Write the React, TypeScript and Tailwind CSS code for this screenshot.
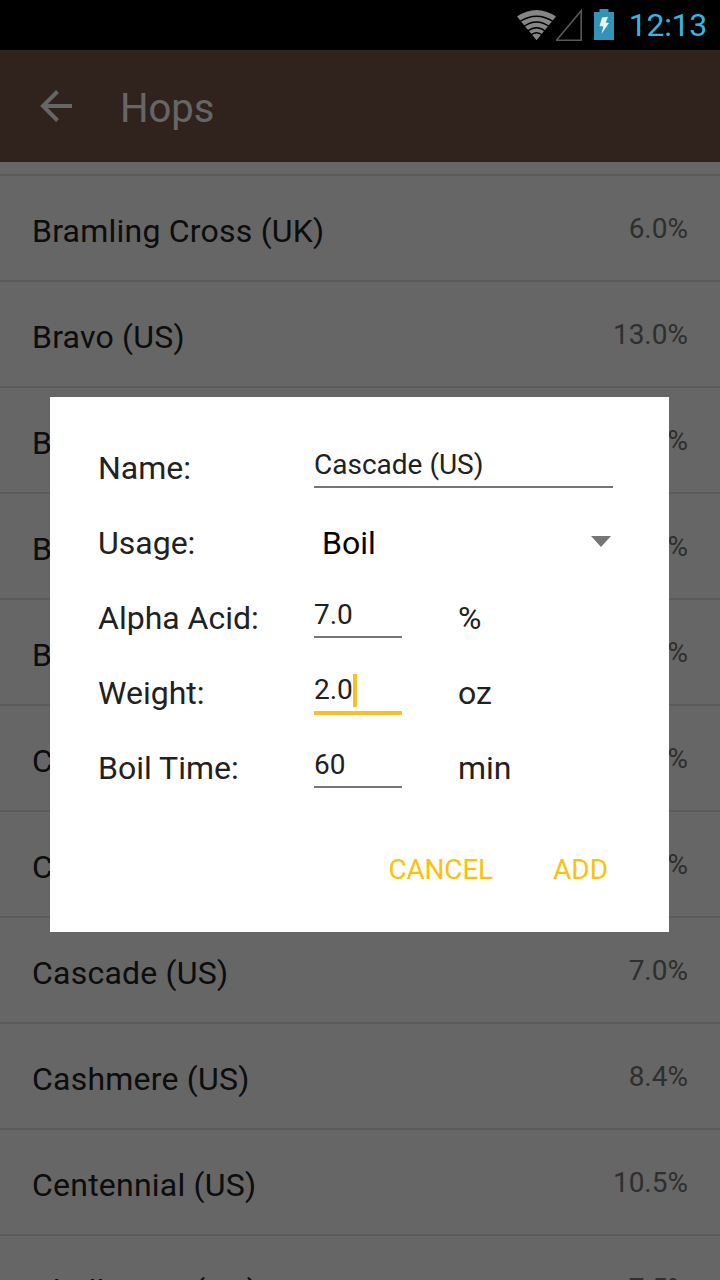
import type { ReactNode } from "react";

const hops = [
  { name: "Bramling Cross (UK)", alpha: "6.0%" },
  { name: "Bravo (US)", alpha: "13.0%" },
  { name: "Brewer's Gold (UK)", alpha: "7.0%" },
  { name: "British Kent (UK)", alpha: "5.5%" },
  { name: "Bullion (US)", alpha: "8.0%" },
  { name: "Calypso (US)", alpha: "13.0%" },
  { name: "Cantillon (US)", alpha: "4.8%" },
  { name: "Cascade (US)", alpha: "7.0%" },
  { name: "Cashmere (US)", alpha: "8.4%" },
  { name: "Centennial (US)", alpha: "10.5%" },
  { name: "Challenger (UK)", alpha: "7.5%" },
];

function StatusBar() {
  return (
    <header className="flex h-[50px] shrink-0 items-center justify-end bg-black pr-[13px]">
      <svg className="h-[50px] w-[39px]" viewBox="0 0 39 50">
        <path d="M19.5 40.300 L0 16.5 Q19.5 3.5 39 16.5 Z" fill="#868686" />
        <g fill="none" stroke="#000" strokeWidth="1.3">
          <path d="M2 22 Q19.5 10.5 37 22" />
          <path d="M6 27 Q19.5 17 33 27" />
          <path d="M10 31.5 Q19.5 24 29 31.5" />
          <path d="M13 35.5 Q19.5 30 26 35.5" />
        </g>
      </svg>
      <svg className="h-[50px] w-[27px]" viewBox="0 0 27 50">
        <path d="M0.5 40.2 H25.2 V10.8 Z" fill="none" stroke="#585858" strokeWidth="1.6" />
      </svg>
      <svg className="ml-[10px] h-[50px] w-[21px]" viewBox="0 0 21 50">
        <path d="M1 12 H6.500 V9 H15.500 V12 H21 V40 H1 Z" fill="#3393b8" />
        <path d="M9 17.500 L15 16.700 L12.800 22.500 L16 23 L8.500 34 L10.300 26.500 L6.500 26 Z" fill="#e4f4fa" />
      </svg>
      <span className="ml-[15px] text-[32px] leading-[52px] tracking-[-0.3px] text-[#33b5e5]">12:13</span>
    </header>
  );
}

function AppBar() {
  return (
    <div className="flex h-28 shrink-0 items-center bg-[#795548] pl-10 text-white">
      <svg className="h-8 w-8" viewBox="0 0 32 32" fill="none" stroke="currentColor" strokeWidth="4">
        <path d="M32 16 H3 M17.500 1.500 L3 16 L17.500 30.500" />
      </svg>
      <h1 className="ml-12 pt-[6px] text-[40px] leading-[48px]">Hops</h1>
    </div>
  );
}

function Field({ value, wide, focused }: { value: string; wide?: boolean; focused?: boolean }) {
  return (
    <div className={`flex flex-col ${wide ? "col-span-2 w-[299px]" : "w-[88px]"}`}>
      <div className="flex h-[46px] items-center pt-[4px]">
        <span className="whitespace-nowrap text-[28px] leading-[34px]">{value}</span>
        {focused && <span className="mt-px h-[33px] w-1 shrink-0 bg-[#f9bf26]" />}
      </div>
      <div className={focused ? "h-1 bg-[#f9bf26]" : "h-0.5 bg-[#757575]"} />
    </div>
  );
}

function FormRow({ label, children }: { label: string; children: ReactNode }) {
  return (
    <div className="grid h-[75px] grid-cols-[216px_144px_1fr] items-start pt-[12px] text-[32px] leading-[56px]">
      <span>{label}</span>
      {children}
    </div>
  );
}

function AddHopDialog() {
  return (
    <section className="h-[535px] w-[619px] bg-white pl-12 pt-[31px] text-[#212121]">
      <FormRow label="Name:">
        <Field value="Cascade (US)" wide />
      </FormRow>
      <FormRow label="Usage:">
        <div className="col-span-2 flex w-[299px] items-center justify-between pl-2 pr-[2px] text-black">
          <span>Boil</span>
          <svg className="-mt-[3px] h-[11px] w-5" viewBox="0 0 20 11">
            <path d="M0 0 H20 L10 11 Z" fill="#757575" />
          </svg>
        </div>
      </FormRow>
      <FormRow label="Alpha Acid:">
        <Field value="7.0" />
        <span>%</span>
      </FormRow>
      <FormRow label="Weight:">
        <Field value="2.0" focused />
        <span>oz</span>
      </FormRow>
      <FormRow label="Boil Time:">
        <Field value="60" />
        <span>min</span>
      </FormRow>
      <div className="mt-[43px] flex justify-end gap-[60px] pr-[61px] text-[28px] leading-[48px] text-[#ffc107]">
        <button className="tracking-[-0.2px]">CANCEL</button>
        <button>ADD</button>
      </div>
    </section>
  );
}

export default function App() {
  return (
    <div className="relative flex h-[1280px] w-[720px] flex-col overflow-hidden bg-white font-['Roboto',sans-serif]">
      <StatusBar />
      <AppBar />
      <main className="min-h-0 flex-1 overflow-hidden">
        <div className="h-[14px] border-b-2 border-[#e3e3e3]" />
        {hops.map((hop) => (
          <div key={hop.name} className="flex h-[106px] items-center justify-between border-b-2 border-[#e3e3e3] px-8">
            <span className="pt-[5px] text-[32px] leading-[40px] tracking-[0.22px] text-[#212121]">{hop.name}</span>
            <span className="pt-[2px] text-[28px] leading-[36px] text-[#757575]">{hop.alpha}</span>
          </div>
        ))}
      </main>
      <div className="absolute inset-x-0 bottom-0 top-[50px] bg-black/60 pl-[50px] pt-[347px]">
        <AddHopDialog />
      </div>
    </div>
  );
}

____________

Repeat the material above in full and exactly, apart from the pictures.

Write the React, TypeScript and Tailwind CSS code for this screenshot.
import type { ReactNode } from "react";

const hops = [
  { name: "Bramling Cross (UK)", alpha: "6.0%" },
  { name: "Bravo (US)", alpha: "13.0%" },
  { name: "Brewer's Gold (UK)", alpha: "7.0%" },
  { name: "British Kent (UK)", alpha: "5.5%" },
  { name: "Bullion (US)", alpha: "8.0%" },
  { name: "Calypso (US)", alpha: "13.0%" },
  { name: "Cantillon (US)", alpha: "4.8%" },
  { name: "Cascade (US)", alpha: "7.0%" },
  { name: "Cashmere (US)", alpha: "8.4%" },
  { name: "Centennial (US)", alpha: "10.5%" },
  { name: "Challenger (UK)", alpha: "7.5%" },
];

function StatusBar() {
  return (
    <header className="flex h-[50px] shrink-0 items-center justify-end bg-black pr-[13px]">
      <svg className="h-[50px] w-[39px]" viewBox="0 0 39 50">
        <path d="M19.5 40.300 L0 16.5 Q19.5 3.5 39 16.5 Z" fill="#868686" />
        <g fill="none" stroke="#000" strokeWidth="1.3">
          <path d="M2 22 Q19.5 10.5 37 22" />
          <path d="M6 27 Q19.5 17 33 27" />
          <path d="M10 31.5 Q19.5 24 29 31.5" />
          <path d="M13 35.5 Q19.5 30 26 35.5" />
        </g>
      </svg>
      <svg className="h-[50px] w-[27px]" viewBox="0 0 27 50">
        <path d="M0.5 40.2 H25.2 V10.8 Z" fill="none" stroke="#585858" strokeWidth="1.6" />
      </svg>
      <svg className="ml-[10px] h-[50px] w-[21px]" viewBox="0 0 21 50">
        <path d="M1 12 H6.500 V9 H15.500 V12 H21 V40 H1 Z" fill="#3393b8" />
        <path d="M9 17.500 L15 16.700 L12.800 22.500 L16 23 L8.500 34 L10.300 26.500 L6.500 26 Z" fill="#e4f4fa" />
      </svg>
      <span className="ml-[15px] text-[32px] leading-[52px] tracking-[-0.3px] text-[#33b5e5]">12:13</span>
    </header>
  );
}

function AppBar() {
  return (
    <div className="flex h-28 shrink-0 items-center bg-[#795548] pl-10 text-white">
      <svg className="h-8 w-8" viewBox="0 0 32 32" fill="none" stroke="currentColor" strokeWidth="4">
        <path d="M32 16 H3 M17.500 1.500 L3 16 L17.500 30.500" />
      </svg>
      <h1 className="ml-12 pt-[6px] text-[40px] leading-[48px]">Hops</h1>
    </div>
  );
}

function Field({ value, wide, focused }: { value: string; wide?: boolean; focused?: boolean }) {
  return (
    <div className={`flex flex-col ${wide ? "col-span-2 w-[299px]" : "w-[88px]"}`}>
      <div className="flex h-[46px] items-center pt-[4px]">
        <span className="whitespace-nowrap text-[28px] leading-[34px]">{value}</span>
        {focused && <span className="mt-px h-[33px] w-1 shrink-0 bg-[#f9bf26]" />}
      </div>
      <div className={focused ? "h-1 bg-[#f9bf26]" : "h-0.5 bg-[#757575]"} />
    </div>
  );
}

function FormRow({ label, children }: { label: string; children: ReactNode }) {
  return (
    <div className="grid h-[75px] grid-cols-[216px_144px_1fr] items-start pt-[12px] text-[32px] leading-[56px]">
      <span>{label}</span>
      {children}
    </div>
  );
}

function AddHopDialog() {
  return (
    <section className="h-[535px] w-[619px] bg-white pl-12 pt-[31px] text-[#212121]">
      <FormRow label="Name:">
        <Field value="Cascade (US)" wide />
      </FormRow>
      <FormRow label="Usage:">
        <div className="col-span-2 flex w-[299px] items-center justify-between pl-2 pr-[2px] text-black">
          <span>Boil</span>
          <svg className="-mt-[3px] h-[11px] w-5" viewBox="0 0 20 11">
            <path d="M0 0 H20 L10 11 Z" fill="#757575" />
          </svg>
        </div>
      </FormRow>
      <FormRow label="Alpha Acid:">
        <Field value="7.0" />
        <span>%</span>
      </FormRow>
      <FormRow label="Weight:">
        <Field value="2.0" focused />
        <span>oz</span>
      </FormRow>
      <FormRow label="Boil Time:">
        <Field value="60" />
        <span>min</span>
      </FormRow>
      <div className="mt-[43px] flex justify-end gap-[60px] pr-[61px] text-[28px] leading-[48px] text-[#ffc107]">
        <button className="tracking-[-0.2px]">CANCEL</button>
        <button>ADD</button>
      </div>
    </section>
  );
}

export default function App() {
  return (
    <div className="relative flex h-[1280px] w-[720px] flex-col overflow-hidden bg-white font-['Roboto',sans-serif]">
      <StatusBar />
      <AppBar />
      <main className="min-h-0 flex-1 overflow-hidden">
        <div className="h-[14px] border-b-2 border-[#e3e3e3]" />
        {hops.map((hop) => (
          <div key={hop.name} className="flex h-[106px] items-center justify-between border-b-2 border-[#e3e3e3] px-8">
            <span className="pt-[5px] text-[32px] leading-[40px] tracking-[0.22px] text-[#212121]">{hop.name}</span>
            <span className="pt-[2px] text-[28px] leading-[36px] text-[#757575]">{hop.alpha}</span>
          </div>
        ))}
      </main>
      <div className="absolute inset-x-0 bottom-0 top-[50px] bg-black/60 pl-[50px] pt-[347px]">
        <AddHopDialog />
      </div>
    </div>
  );
}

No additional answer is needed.